> [Task to carry out]: Sift the material for lines containing "React", and return them.

> [Data shown]:
########
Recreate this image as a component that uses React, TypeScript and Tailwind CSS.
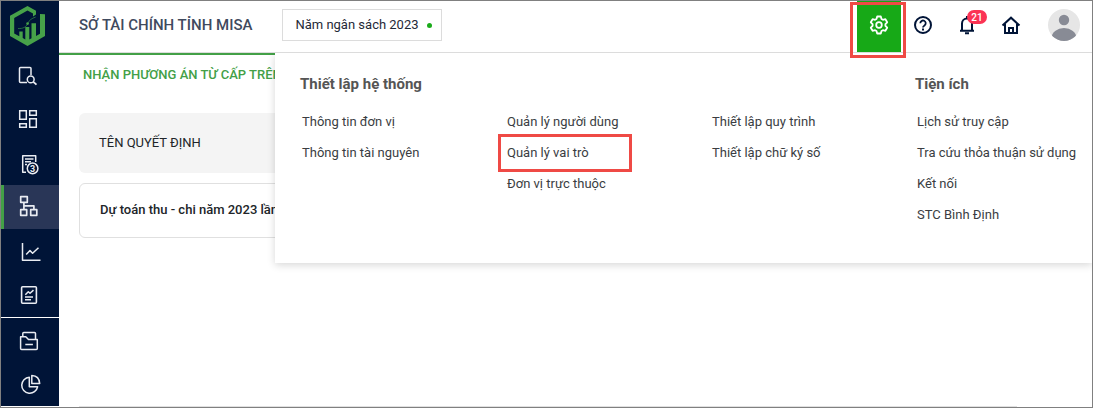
import React, { useState } from 'react'

const mainNav = [
  { id: 'lookup', label: 'Tra cứu', icon: <LookupIcon /> },
  { id: 'overview', label: 'Tổng quan', icon: <OverviewIcon /> },
  { id: 'estimate', label: 'Dự toán', icon: <EstimateIcon /> },
  { id: 'allocation', label: 'Phân bổ', icon: <AllocationIcon /> },
  { id: 'trend', label: 'Phân tích', icon: <TrendIcon /> },
  { id: 'report', label: 'Báo cáo', icon: <ReportIcon /> },
]

const extraNav = [
  { id: 'archive', label: 'Lưu trữ', icon: <ArchiveIcon /> },
  { id: 'stats', label: 'Thống kê', icon: <StatsIcon /> },
]

const menuColumns = [
  { title: 'Thiết lập hệ thống', items: ['Thông tin đơn vị', 'Thông tin tài nguyên'] },
  { title: '', items: ['Quản lý người dùng', 'Quản lý vai trò', 'Đơn vị trực thuộc'] },
  { title: '', items: ['Thiết lập quy trình', 'Thiết lập chữ ký số'] },
  { title: 'Tiện ích', items: ['Lịch sử truy cập', 'Tra cứu thỏa thuận sử dụng', 'Kết nối', 'STC Bình Định'] },
]

const highlighted = 'Quản lý vai trò'

function NavSvg({ children }: { children: React.ReactNode }) {
  return (
    <svg width="24" height="24" viewBox="0 0 24 24" fill="none" stroke="#e9ecf2" strokeWidth="1.5" strokeLinejoin="round" aria-hidden="true">
      {children}
    </svg>
  )
}

function LookupIcon() {
  return (
    <NavSvg>
      <path d="M10 19.5H3.5a1 1 0 0 1-1-1V5.500a1 1 0 0 1 1-1H13a1 1 0 0 1 1 1V12" />
      <circle cx="13.7" cy="16.4" r="3.4" />
      <path d="M16.3 18.800l3.200 2.900" strokeWidth="1.8" />
    </NavSvg>
  )
}

function OverviewIcon() {
  return (
    <NavSvg>
      <path d="M2.700 3.700h6.600v8.600H2.700zM2.700 16.700h6.600v3.600H2.700zM12.700 3.700h6.600v4.600h-6.600zM12.700 11.700h6.600v8.600h-6.600z" strokeLinejoin="miter" />
    </NavSvg>
  )
}

function EstimateIcon() {
  return (
    <NavSvg>
      <path d="M9 21.300H5.700V4.800h13V11M8 8h8.500M8 10.800h6M8 13.500h2" />
      <circle cx="15.6" cy="17.4" r="5.3" />
      <text x="15.6" y="20.6" textAnchor="middle" fontSize="9" fontWeight="700" fill="#e9ecf2" stroke="none">3</text>
    </NavSvg>
  )
}

function AllocationIcon() {
  return (
    <NavSvg>
      <path d="M3.700 1.700h6.600v5.600H3.700zM3.700 14.700h6v5.600h-6zM13.700 14.700h6.100v5.600h-6.100zM6.900 7.300v7.400M6.900 10.800h10v3.900" strokeWidth="1.7" />
    </NavSvg>
  )
}

function TrendIcon() {
  return (
    <NavSvg>
      <path d="M5.500 4v17.300h18M9.200 15.500l3.800-3.900 2.600 2.600 5.900-5.500" />
    </NavSvg>
  )
}

function ReportIcon() {
  return (
    <NavSvg>
      <rect x="4.6" y="3.7" width="14.8" height="16.6" rx="1" strokeWidth="1.6" />
      <path d="M8.300 11.800l3-3 1.700 1.500 3.500-3.200M8 14h8M8 16.700h6" />
    </NavSvg>
  )
}

function ArchiveIcon() {
  return (
    <NavSvg>
      <path d="M3.600 8.700h5.200l2.700 2.800h8.800v8.900a1 1 0 0 1-1 1H4.600a1 1 0 0 1-1-1zM5.800 8.400V5.600a1 1 0 0 1 1-1h10.700a1 1 0 0 1 1 1v5.700M8.300 16.600h7.600" />
    </NavSvg>
  )
}

function StatsIcon() {
  return (
    <NavSvg>
      <path d="M12.300 5.300a8 8 0 1 0 8.300 9.500h-8.300z" />
      <path d="M14.800 3.600c4.600.2 7.600 3.300 7.900 8h-7.900z" />
    </NavSvg>
  )
}

function Logo() {
  return (
    <svg width="35" height="40" viewBox="0 0 35 40" aria-hidden="true">
      <path
        d="M26 4.700L17.500 0 0 9.800v20.300L17.500 40 35 30.100V8.300L30 8v19.800L26 30V17.300h-4.500v15l-2.200 1.200V21h-4v12.500l-2.600-1.400v-6.600H9.300v4.700L4.200 27.500V12L17.500 4.400 23 7.500v3l3-2z"
        fill="#47a249"
      />
      <path d="M8 22.500c5 .3 8-1.300 9.700-5s4-5 8-6.500" fill="none" stroke="#2f7d45" strokeWidth="0.8" />
      <circle cx="17.600" cy="17.600" r="1.300" fill="#47a249" />
    </svg>
  )
}

function GearIcon() {
  return (
    <svg width="20" height="20" viewBox="0 0 20 20" fill="none" stroke="#fff" strokeWidth="1.8" strokeLinejoin="round" aria-hidden="true">
      <path d="M8.200 1.500h3.600l.7 2.500 1.400.8 2.500-.6 1.800 3.100-1.800 1.900v1.600l1.800 1.900-1.800 3.100-2.500-.6-1.400.8-.7 2.500H8.200L7.500 16l-1.400-.8-2.500.6-1.800-3.100 1.800-1.900V9.200L1.800 7.300l1.800-3.100 2.500.6L7.500 4z" />
      <circle cx="10" cy="10" r="2.8" />
    </svg>
  )
}

function HelpIcon() {
  return (
    <svg width="20" height="20" viewBox="0 0 20 20" fill="none" stroke="#001437" strokeWidth="2" aria-hidden="true">
      <circle cx="10" cy="10" r="8" />
      <path d="M7.300 8.200a2.700 2.700 0 1 1 4.400 2.100c-1 .8-1.700 1.200-1.700 2.200" strokeWidth="1.8" />
      <path d="M10 13.600v1.800" />
    </svg>
  )
}

function BellIcon() {
  return (
    <svg width="20" height="20" viewBox="0 0 20 20" fill="none" stroke="#001437" strokeWidth="2" aria-hidden="true">
      <path d="M3 15.800h14M5 15.800V8.500a5 5 0 0 1 10 0v7.300" />
      <path d="M8 18.200h4M10 1v2.500" />
    </svg>
  )
}

function HomeIcon() {
  return (
    <svg width="20" height="20" viewBox="0 0 20 20" fill="none" stroke="#001437" strokeWidth="2" aria-hidden="true">
      <path d="M1.500 10.600L10 2.700l8.500 7.900M4 9v9h12V9M8 18v-5h4v5" />
    </svg>
  )
}

function Avatar() {
  return (
    <svg width="32" height="32" viewBox="0 0 32 32" aria-hidden="true">
      <clipPath id="avatar">
        <circle cx="16" cy="16" r="16" />
      </clipPath>
      <g clipPath="url(#avatar)">
        <path d="M0 0h32v32H0z" fill="#e6e6e6" />
        <circle cx="16" cy="11" r="5.2" fill="#888b95" />
        <ellipse cx="16" cy="29" rx="12.5" ry="10" fill="#888b95" />
      </g>
    </svg>
  )
}

function Sidebar() {
  const [active, setActive] = useState('allocation')

  const renderItem = (item: { id: string; label: string; icon: React.ReactNode }) => (
    <button
      key={item.id}
      aria-label={item.label}
      onClick={() => setActive(item.id)}
      className={`flex h-11 w-full items-center border-l-3 pl-[13px] ${active === item.id ? 'border-[#43a047] bg-[#293657]' : 'border-transparent'}`}
    >
      {item.icon}
    </button>
  )

  return (
    <aside className="mb-px w-[58px] shrink-0 bg-[#001437]">
      <div className="flex h-[52px] items-center pb-[3px] pl-[9px]">
        <Logo />
      </div>
      <nav>
        {mainNav.map(renderItem)}
        <div className="h-px bg-white" />
        {extraNav.map(renderItem)}
      </nav>
    </aside>
  )
}

function Header({ menuOpen, onToggle }: { menuOpen: boolean; onToggle: () => void }) {
  return (
    <header className="flex h-[52px] border-b border-[#dcdcdc] pr-3 pl-5">
      <div className="flex items-center pb-[3px]">
        <h1 className="text-[15px] font-medium whitespace-nowrap text-[#3f4a5e]">SỞ TÀI CHÍNH TỈNH MISA</h1>
        <button className="ml-[30px] flex h-8 w-40 items-center gap-2 border border-[#dcdcdc] px-3 text-[13px] whitespace-nowrap text-[#1f2937]">
          Năm ngân sách 2023
          <span className="size-[5px] shrink-0 rounded-full bg-[#1aab1a]" />
        </button>
      </div>

      <div className="ml-auto flex">
        <button
          aria-label="Thiết lập"
          aria-expanded={menuOpen}
          onClick={onToggle}
          className="relative z-20 flex w-11 items-center justify-center bg-[#17a917] pb-[3px]"
        >
          <GearIcon />
          <span className="absolute top-px -right-[5px] -bottom-[6px] -left-[7px] border-3 border-[#ef4a45]" />
        </button>
        <div className="flex items-center pb-[3px]">
          <button aria-label="Trợ giúp" className="flex w-11 items-center justify-center">
            <HelpIcon />
          </button>
          <button aria-label="Thông báo" className="relative flex w-11 items-center justify-center">
            <BellIcon />
            <span className="absolute -top-[5px] right-0.5 flex h-[14px] w-5 items-center justify-center rounded-full bg-[#fb3354] text-[10px] font-medium text-white">21</span>
          </button>
          <button aria-label="Trang chủ" className="flex w-11 items-center justify-center">
            <HomeIcon />
          </button>
          <button aria-label="Tài khoản" className="ml-[15px]">
            <Avatar />
          </button>
        </div>
      </div>
    </header>
  )
}

function SettingsMenu() {
  return (
    <div className="absolute top-0 right-0 left-[216px] z-10 grid h-[210px] grid-cols-[205fr_205fr_205fr_177fr] bg-white pt-5 pl-[25px] shadow-[0_2px_8px_rgba(0,0,0,0.16)]">
      {menuColumns.map((col, i) => (
        <div key={i}>
          <h2 className="mb-4 h-[22px] text-[15px] leading-[22px] font-bold whitespace-nowrap text-[#555]">{col.title}</h2>
          <ul className="pl-[2px]">
            {col.items.map(item => (
              <li key={item} className="relative h-[31px] text-[13px] leading-[22px] whitespace-nowrap text-[#3a3d42]">
                <a href="#">{item}</a>
                {item === highlighted && (
                  <span className="pointer-events-none absolute -top-2 -left-[9px] h-[38px] w-[134px] border-3 border-[#ef4a45]" />
                )}
              </li>
            ))}
          </ul>
        </div>
      ))}
    </div>
  )
}

export default function App() {
  const [menuOpen, setMenuOpen] = useState(true)

  return (
    <div className="flex min-h-screen border border-[#808080] bg-white font-[Roboto,sans-serif]">
      <Sidebar />

      <div className="flex min-w-0 flex-1 flex-col">
        <Header menuOpen={menuOpen} onToggle={() => setMenuOpen(!menuOpen)} />

        <main className="relative flex flex-1 flex-col overflow-hidden">
          <div className="h-[50px] border-t-2 border-[#43a047] pl-6">
            <a href="#" className="text-[13px] leading-10 font-medium whitespace-nowrap text-[#43a047]">
              NHẬN PHƯƠNG ÁN TỪ CẤP TRÊN
            </a>
          </div>

          <div className="px-5">
            <table className="w-full border-separate border-spacing-x-0 border-spacing-y-[10px] text-left text-[13px] text-[#212529]">
              <thead>
                <tr className="h-[60px]">
                  <th className="rounded-md bg-[#f4f4f4] px-5 font-normal">TÊN QUYẾT ĐỊNH</th>
                </tr>
              </thead>
              <tbody>
                <tr className="h-[55px]">
                  <td className="rounded-md border border-[#e0e0e0] px-5 pb-0.5 font-medium">Dự toán thu - chi năm 2023 lần 1</td>
                </tr>
              </tbody>
            </table>
          </div>

          <div className="mt-auto mr-[75px] ml-5 h-px bg-[#e0e0e0]" />

          {menuOpen && <SettingsMenu />}
        </main>
      </div>
    </div>
  )
}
########
> [Result of the task]:
Recreate this image as a component that uses React, TypeScript and Tailwind CSS.
import React, { useState } from 'react'
function NavSvg({ children }: { children: React.ReactNode }) {
  const renderItem = (item: { id: string; label: string; icon: React.ReactNode }) => (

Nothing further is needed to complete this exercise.